PROMPT >> Take each line containing the word "React" and copy it.

------ INFORMATION SHOWN ------

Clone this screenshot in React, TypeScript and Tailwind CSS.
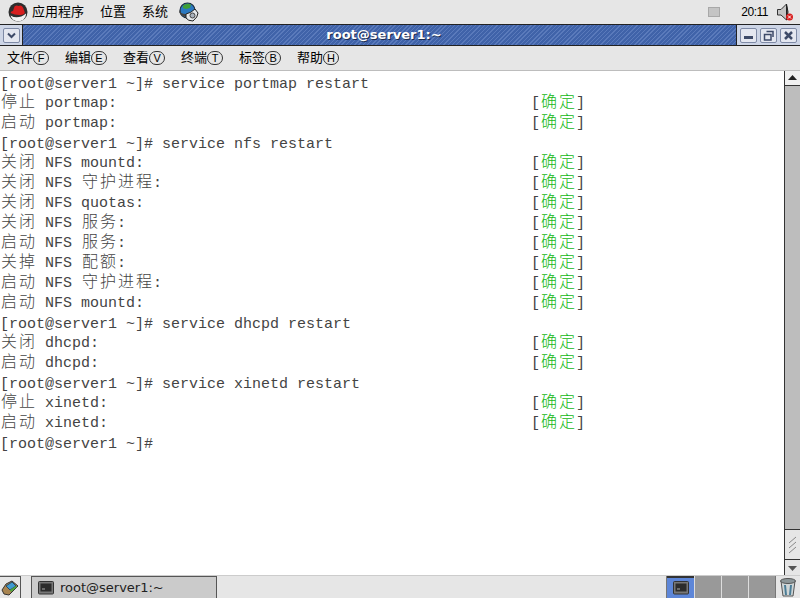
const MONO = 'font-["Liberation_Mono","Noto_Sans_CJK_SC",monospace]'

type Line = { text: string; ok?: boolean }

const lines: Line[] = [
  { text: '[root@server1 ~]# service portmap restart' },
  { text: '停止 portmap:', ok: true },
  { text: '启动 portmap:', ok: true },
  { text: '[root@server1 ~]# service nfs restart' },
  { text: '关闭 NFS mountd:', ok: true },
  { text: '关闭 NFS 守护进程:', ok: true },
  { text: '关闭 NFS quotas:', ok: true },
  { text: '关闭 NFS 服务:', ok: true },
  { text: '启动 NFS 服务:', ok: true },
  { text: '关掉 NFS 配额:', ok: true },
  { text: '启动 NFS 守护进程:', ok: true },
  { text: '启动 NFS mountd:', ok: true },
  { text: '[root@server1 ~]# service dhcpd restart' },
  { text: '关闭 dhcpd:', ok: true },
  { text: '启动 dhcpd:', ok: true },
  { text: '[root@server1 ~]# service xinetd restart' },
  { text: '停止 xinetd:', ok: true },
  { text: '启动 xinetd:', ok: true },
  { text: '[root@server1 ~]#' },
]

const menus = [
  ['文件', 'F'],
  ['编辑', 'E'],
  ['查看', 'V'],
  ['终端', 'T'],
  ['标签', 'B'],
  ['帮助', 'H'],
]

// terminal cells: CJK glyphs take two columns
function Cells({ text }: { text: string }) {
  return (
    <>
      {Array.from(text).map((c, i) =>
        c.charCodeAt(0) > 0x2e80 ? (
          <span key={i} className="inline-block w-[18px] text-center text-[16px] font-light">{c}</span>
        ) : (
          <span key={i} className="inline-block w-[9px] text-center whitespace-pre">{c}</span>
        ),
      )}
    </>
  )
}

function RedHat() {
  return (
    <svg width="20" height="20" viewBox="0 0 20 20">
      <circle cx="10" cy="10" r="9.5" fill="#2e2e2e" />
      <path d="M2.5 13.5 Q10 18 18 11.5 Q18.5 15 15 18 Q10 20.5 5.5 18 Q3 16 2.5 13.5Z" fill="#f2f2f2" />
      <path d="M2.5 11 Q3 9 5 9 L6.5 4.5 Q8.5 3 10.5 4 Q13.5 2.5 15 5.5 L16.5 9.5 Q17.5 11.5 15 12.5 Q9 14 2.5 11Z" fill="#d71e1e" />
    </svg>
  )
}

function Globe() {
  return (
    <svg width="21" height="20" viewBox="0 0 21 20">
      <circle cx="9.5" cy="8.5" r="7.5" fill="#2a78c0" stroke="#1c2c3c" strokeWidth="1.2" />
      <path d="M5 3.5 Q9 0.8 13 2.5 L12 6 L8 7 L5 6Z" fill="#3f9f35" />
      <path d="M1 8 Q2 12 8 12 L8 15 Q3 14 1 10Z" fill="#444" />
      <path d="M8 12 Q13 11 17 7 L20 11 Q20 15 15 19 Q10 19 8 16Z" fill="#e4e7ea" stroke="#222" strokeWidth="1" />
      <circle cx="14.5" cy="13.5" r="2.5" fill="#a9b2bd" stroke="#444" strokeWidth="1" />
    </svg>
  )
}

function Speaker() {
  return (
    <svg width="18" height="19" viewBox="0 0 18 19">
      <path d="M1.5 6.5 H5 L10.5 1 V17 L5 12 H1.5Z" fill="#c4c4c4" stroke="#333" strokeWidth="1" />
      <path d="M10.5 1 Q13.5 9 10.5 17Z" fill="#666" stroke="#222" strokeWidth="1" />
      <circle cx="13.5" cy="14" r="3.5" fill="#d81e1e" />
      <path d="M12 12.5 L15 15.5 M15 12.5 L12 15.5" stroke="#fff" strokeWidth="1" />
    </svg>
  )
}

function WinBtn({ children }: { children: React.ReactNode }) {
  return (
    <div className="w-[17px] h-[15px] rounded-[2px] border border-[#7e8aa6] bg-[#e4e7f0] flex items-center justify-center">
      <svg width="11" height="11" viewBox="0 0 11 11" fill="none">{children}</svg>
    </div>
  )
}

function Screen() {
  return (
    <svg width="16" height="14" viewBox="0 0 16 14">
      <rect x="0.5" y="0.5" width="15" height="12.5" rx="1" fill="#777" stroke="#333" />
      <rect x="2.5" y="2.5" width="11" height="8" fill="#2c2c2c" />
      <path d="M4 8 H7" stroke="#aaa" />
    </svg>
  )
}

export default function App() {
  return (
    <div className='w-[800px] h-[598px] overflow-hidden flex flex-col bg-[#e6e6e6] font-["Liberation_Sans","Noto_Sans_CJK_SC",sans-serif] text-black'>
      {/* Top panel */}
      <div className="h-6 flex items-center text-[13px] shrink-0">
        <div className="ml-2"><RedHat /></div>
        <span className="ml-1">应用程序</span>
        <span className="ml-4">位置</span>
        <span className="ml-4">系统</span>
        <div className="ml-[10px]"><Globe /></div>
        <div className="ml-auto w-3 h-2.5 bg-[#c4c4c4] border border-[#a8a8a8] mr-[21px]" />
        <span className="text-xs tracking-[-0.5px] mr-[8px]">20:11</span>
        <div className="mr-[6px]"><Speaker /></div>
      </div>

      {/* Title bar */}
      <div className="h-[22px] shrink-0 flex border-y border-[#222] bg-[#cdd5e6]">
        <div className="w-[22px] flex items-center justify-center">
          <div className="w-[17px] h-[15px] rounded-[2px] border border-[#7e8aa6] bg-[#e4e7f0] flex items-center justify-center">
            <svg width="9" height="7" viewBox="0 0 9 7" fill="none"><path d="M1 1.5 L4.5 5 L8 1.5" stroke="#3d4a68" strokeWidth="2" /></svg>
          </div>
        </div>
        <div className="w-[715px] pl-[9px] flex items-center justify-center border-x border-[#222] text-[13px] font-bold text-white font-['DejaVu_Sans',sans-serif] [text-shadow:1px_1px_0_#1c2c50] bg-[repeating-linear-gradient(135deg,#4063a9_0px,#4063a9_2px,#5a7abb_2px,#5a7abb_3px)]">
          root@server1:~
        </div>
        <div className="flex-1 flex items-center justify-center gap-[3px]">
          <WinBtn><rect x="1" y="6" width="9" height="3" fill="#3d4a68" /></WinBtn>
          <WinBtn><path d="M3.5 1.5 H10 V7 M1.5 4.5 H8 V10 H1.5Z" stroke="#3d4a68" strokeWidth="1.5" /></WinBtn>
          <WinBtn><path d="M2 2 L9 9 M9 2 L2 9" stroke="#3d4a68" strokeWidth="2.5" /></WinBtn>
        </div>
      </div>

      {/* Menu bar */}
      <div className="h-6 shrink-0 flex items-center pl-[7px] gap-[16px] text-[13px]">
        {menus.map(([label, key]) => (
          <span key={key} className="flex items-center">
            {label}
            <span className="w-[16px] h-[14px] rounded-full border border-[#333] text-[11px] leading-none flex items-center justify-center">{key}</span>
          </span>
        ))}
      </div>

      {/* Terminal */}
      <div className="flex-1 min-h-0 flex border-t border-[#bdbdbd]">
        <div className={`flex-1 bg-white pt-1 text-[15px] leading-5 text-[#444] ${MONO}`}>
          {lines.map((line, i) => (
            <div key={i} className={`h-5 flex whitespace-pre ${line.ok ? 'leading-4' : ''}`}>
              <div className="w-[531px]"><Cells text={line.text} /></div>
              {line.ok && (
                <div>
                  <Cells text="[" />
                  <span className="text-[#14b814]"><Cells text="确定" /></span>
                  <Cells text="]" />
                </div>
              )}
            </div>
          ))}
        </div>
        {/* Scrollbar */}
        <div className="w-4 flex flex-col bg-[#bdbdbd] border-l border-[#333]">
          <div className="h-[15px] bg-[#f0f0f0] border-b border-[#333] flex items-center justify-center">
            <svg width="9" height="6" viewBox="0 0 9 6"><path d="M4.5 0 L9 5 H0Z" fill="#222" /></svg>
          </div>
          <div className="flex-1" />
          <div className="h-[31px] bg-[#e6e6e6] border-y border-[#333] flex items-center justify-center">
            <svg width="10" height="18" viewBox="0 0 10 18" fill="none"><path d="M1 7 L8 1 M1 12 L8 6 M1 17 L8 11" stroke="#888" /></svg>
          </div>
          <div className="h-[15px] bg-[#e6e6e6] flex items-center justify-center">
            <svg width="9" height="6" viewBox="0 0 9 6"><path d="M4.5 6 L9 1 H0Z" fill="#555" /></svg>
          </div>
        </div>
      </div>

      {/* Bottom panel */}
      <div className="h-[23px] shrink-0 flex items-stretch border-t border-[#ccc]">
        <div className="w-[21px] border-r border-t border-[#555] flex items-center justify-center">
          <svg width="18" height="16" viewBox="0 0 18 16">
            <path d="M1 10 L5 4 L11 1 L17 6 L13 10 L8 15 L3 14Z" fill="#a88450" stroke="#333" />
            <path d="M5 6 L11 2 L15 6 L9 10Z" fill="#3f9ad0" stroke="#2a4a60" />
            <path d="M9 10 L15 6 L16 7 L10 12Z" fill="#4aa83c" />
          </svg>
        </div>
        <div className="ml-[10px] w-[186px] bg-[#cbcbcb] border border-b-0 border-[#555] flex items-center pl-[6px] gap-[6px] text-[13px] text-[#222]">
          <Screen />
          <span className="font-['DejaVu_Sans',sans-serif]">root@server1:~</span>
        </div>
        <div className="ml-auto flex border-x border-[#777]">
          <div className="w-[27px] bg-[#5d86d8] border-t-2 border-[#333] flex items-center justify-center"><Screen /></div>
          <div className="w-[27px] bg-[#999] border-l border-[#ddd]" />
          <div className="w-[27px] bg-[#999] border-l border-[#ddd]" />
          <div className="w-[27px] bg-[#999] border-l border-[#ddd]" />
        </div>
        <div className="w-[24px] flex items-center justify-center">
          <svg width="18" height="20" viewBox="0 0 18 20">
            <path d="M2 4 L16 4 L14 19 H4Z" fill="#cfd5d6" stroke="#555" />
            <path d="M6 8 L7 18 M12 8 L11 18" stroke="#4a7d96" strokeWidth="2" />
            <ellipse cx="9" cy="4" rx="7.5" ry="2.5" fill="#8c9698" stroke="#555" />
          </svg>
        </div>
      </div>
    </div>
  )
}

------

EXPECTED ANSWER >>
Clone this screenshot in React, TypeScript and Tailwind CSS.
function WinBtn({ children }: { children: React.ReactNode }) {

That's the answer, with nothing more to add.